Seperti yang dikatakan oleh Karo Penmas Polri Brigjen Boy Rafli Amar beberapa waktu lalu, bahwa “Terorisme berada dalam simpul besar.” Jaringan terorisme Indonesia masih saling berkaitan. Mereka ada dalam simpul besar, dan masih aktif. Bagi kelompok teroris, anak muda adalah sasaran yang potensial, karena mereka paling mudah dipengaruhi dan dicuci otaknya. Masih mencari-cari jati diri. Ketika diiming-imingi janji, mereka terjebak dalam kelompok radikal itu. Tokoh perekrut didaerah Poso yang sangat potensial adalah Santoso alias Abu Umar itu. Dia membina jaringan hingga Solo dan NTB.
Dari penembangan pemeriksaan saat penangkapan bom Beji, Depok, didapat pengakuan bahwa bahwa aksi teroris yang terjadi saat ini tidak lagi menunggu perintah amir atau pimpinannya, tapi dilakukan secara parsial, meskipun muaranya sama. Kepala Divisi Hubungan Masyarakat (Kadiv Humas) Mabes Polri, Irjen Pol Suhardi Alius di Jakarta, Sabtu (16/03) mengatakan , "Kecenderungan pola teroris dalam melakukan aksinya tidak lagi menunggu perintah dari amirnya dan berkembang satu-satu kelompoknya, hal ini yang perlu diwaspadai," katanya.

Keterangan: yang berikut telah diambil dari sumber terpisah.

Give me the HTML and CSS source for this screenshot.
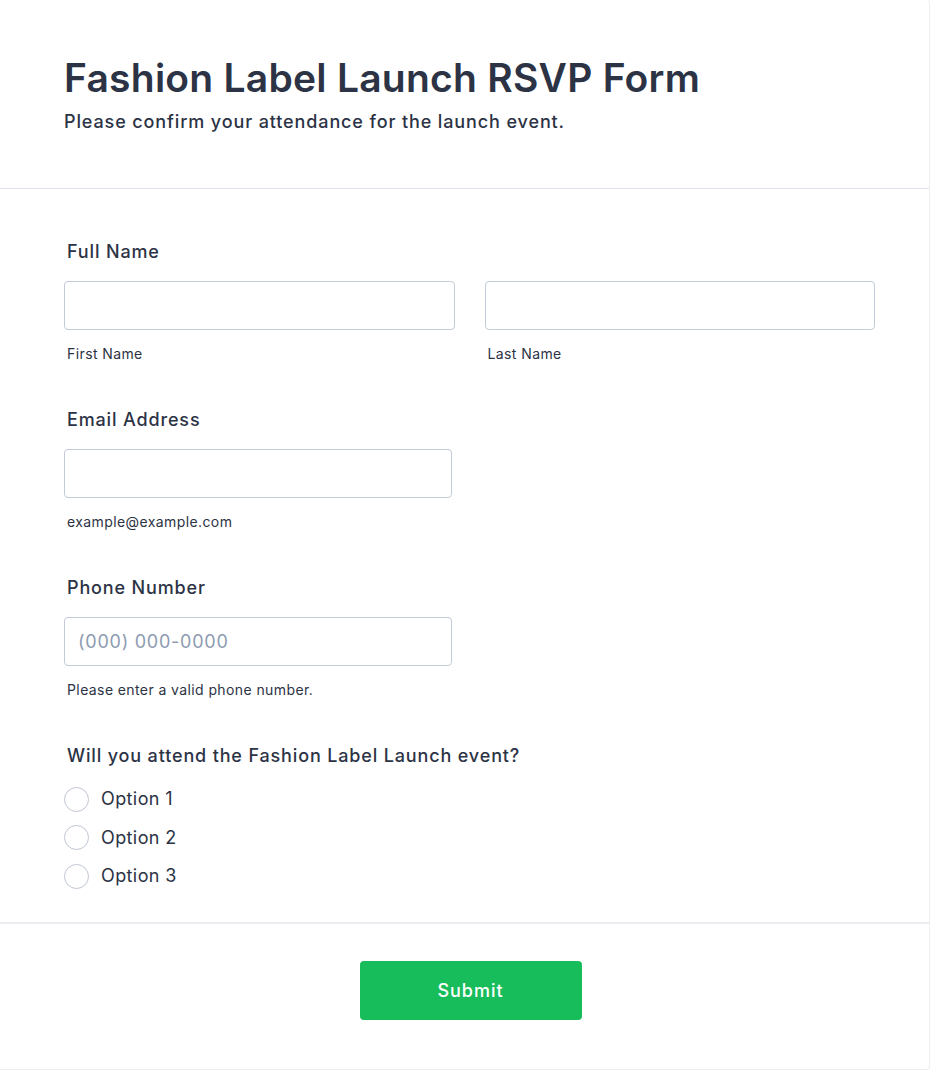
FILE: index.html
```html
<!DOCTYPE html>
<html lang="en">
<head>
<meta charset="utf-8">
<title>Fashion Label Launch RSVP Form</title>
<link rel="stylesheet" href="styles.css">
</head>
<body>
<div class="card">
  <header class="header">
    <h1 class="title">Fashion Label Launch RSVP Form</h1>
    <p class="subtitle">Please confirm your attendance for the launch event.</p>
  </header>
  <form class="form">
    <div class="field">
      <label class="label">Full Name</label>
      <div class="name-row">
        <div class="sub-field">
          <input class="input" type="text">
          <span class="sublabel">First Name</span>
        </div>
        <div class="sub-field">
          <input class="input" type="text">
          <span class="sublabel">Last Name</span>
        </div>
      </div>
    </div>
    <div class="field">
      <label class="label">Email Address</label>
      <div class="sub-field half">
        <input class="input" type="email">
        <span class="sublabel">example@example.com</span>
      </div>
    </div>
    <div class="field">
      <label class="label">Phone Number</label>
      <div class="sub-field half">
        <input class="input" type="tel" placeholder="(000) 000-0000">
        <span class="sublabel">Please enter a valid phone number.</span>
      </div>
    </div>
    <div class="field">
      <label class="label">Will you attend the Fashion Label Launch event?</label>
      <div class="options">
        <label class="option"><span class="radio"></span><span>Option 1</span></label>
        <label class="option"><span class="radio"></span><span>Option 2</span></label>
        <label class="option"><span class="radio"></span><span>Option 3</span></label>
      </div>
    </div>
  </form>
  <footer class="footer">
    <button class="submit" type="button">Submit</button>
  </footer>
</div>
</body>
</html>
```
FILE: styles.css
```css
* { box-sizing: border-box; }
html, body { margin: 0; padding: 0; background: #ffffff; }
body {
  font-family: Inter, "Noto Sans", sans-serif;
  color: #2c3345;
}
.card {
  width: 930px;
  height: 1070px;
  border-right: 1px solid #ededf2;
  border-bottom: 1px solid #ededf2;
  border-top-right-radius: 4px;
  border-bottom-right-radius: 4px;
  display: flex;
  flex-direction: column;
}
.header {
  padding: 54px 64px 54px;
  border-bottom: 1px solid #e1e2ec;
}
.title {
  margin: 0;
  font-size: 39px;
  line-height: 48px;
  font-weight: 600;
  letter-spacing: 0.25px;
  color: #2c3345;
}
.subtitle {
  margin: 8px 0 0;
  font-size: 18px;
  line-height: 24px;
  font-weight: 500;
  letter-spacing: 0.88px;
  color: #2c3345;
}
.form {
  padding: 51px 54px 0 64px;
  display: flex;
  flex-direction: column;
  gap: 45px;
}
.field { display: flex; flex-direction: column; }
.label {
  font-size: 18px;
  line-height: 24px;
  font-weight: 500;
  letter-spacing: 0.85px;
  padding-left: 3px;
  margin-bottom: 17px;
}
.name-row {
  display: flex;
  gap: 30px;
}
.sub-field {
  display: flex;
  flex-direction: column;
  flex: 1;
}
.sub-field.half { width: 388px; flex: none; }
.input {
  height: 49px;
  width: 100%;
  border: 1px solid #c3cad8;
  border-radius: 4px;
  padding: 0 13px;
  font-family: Inter, "Noto Sans", sans-serif;
  font-size: 18px;
  letter-spacing: 0.75px;
  color: #2c3345;
  background: #fff;
  outline: none;
}
.input::placeholder { color: #8d9bb1; }
.sublabel {
  margin-top: 15px;
  padding-left: 3px;
  font-size: 14px;
  line-height: 18px;
  letter-spacing: 0.4px;
  color: #2c3345;
}
.options {
  display: flex;
  flex-direction: column;
  gap: 14.5px;
  margin-top: 2px;
}
.option {
  display: flex;
  align-items: center;
  gap: 12px;
  height: 24px;
  font-size: 18px;
  line-height: 24px;
  letter-spacing: 0.4px;
}
.radio {
  width: 25px;
  height: 25px;
  border-radius: 50%;
  border: 1.5px solid #c0c6d2;
  background: #fff;
  flex: none;
}
.footer {
  margin-top: 34px;
  border-top: 2px solid #ececf1;
  padding-top: 37px;
  padding-left: 12px;
  display: flex;
  justify-content: center;
}
.submit {
  width: 222px;
  height: 59px;
  border: none;
  border-radius: 4px;
  background: #18bd5b;
  color: #ffffff;
  font-family: Inter, "Noto Sans", sans-serif;
  font-size: 18px;
  font-weight: 500;
  letter-spacing: 1px;
}
```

Juga dikatakannya, kelompok teroris tidak lagi secara fisik menerima pelatihan bagaimana cara merakit bom misalnya, tapi dengan cara mempelajarinya dari situs-situs di internet.

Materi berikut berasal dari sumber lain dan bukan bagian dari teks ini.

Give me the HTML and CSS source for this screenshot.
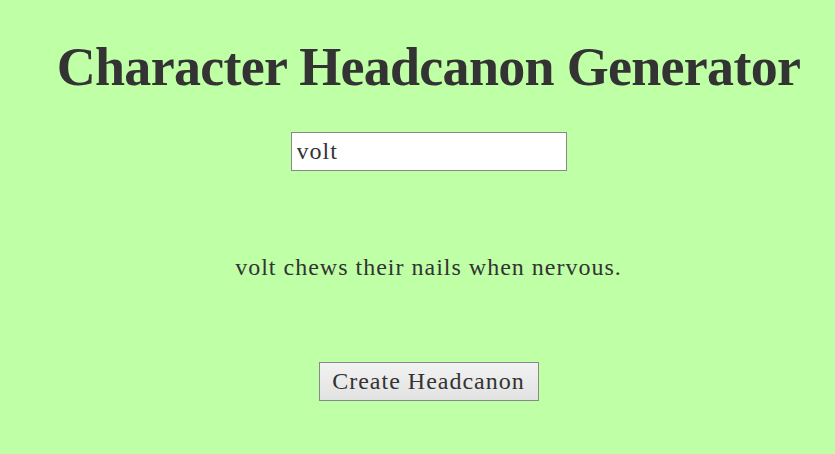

Jadi dalam kasus bom bunuh diri di Polres Poso ini, diperkirakan dilakukan oleh pendukung aktif kelompok (kemungkinan Santoso) yang sasarannya adalah pihak kepolisian. Polisi terus dijasikan target oleh kelompok teroris karena dianggap sebagai musuh yang melawan mereka. Kasus Beji, dengan target Mako Brimob Jakarta, kasus penyerangan polisi di Solo dan beberapa penembakan polisi di Poso kembali menguatkan bahwa Polisi adalah "prominent target." Dengan demikian nampaknya harus dipikirkan ulang pengamanan personil, materiil dan informasi.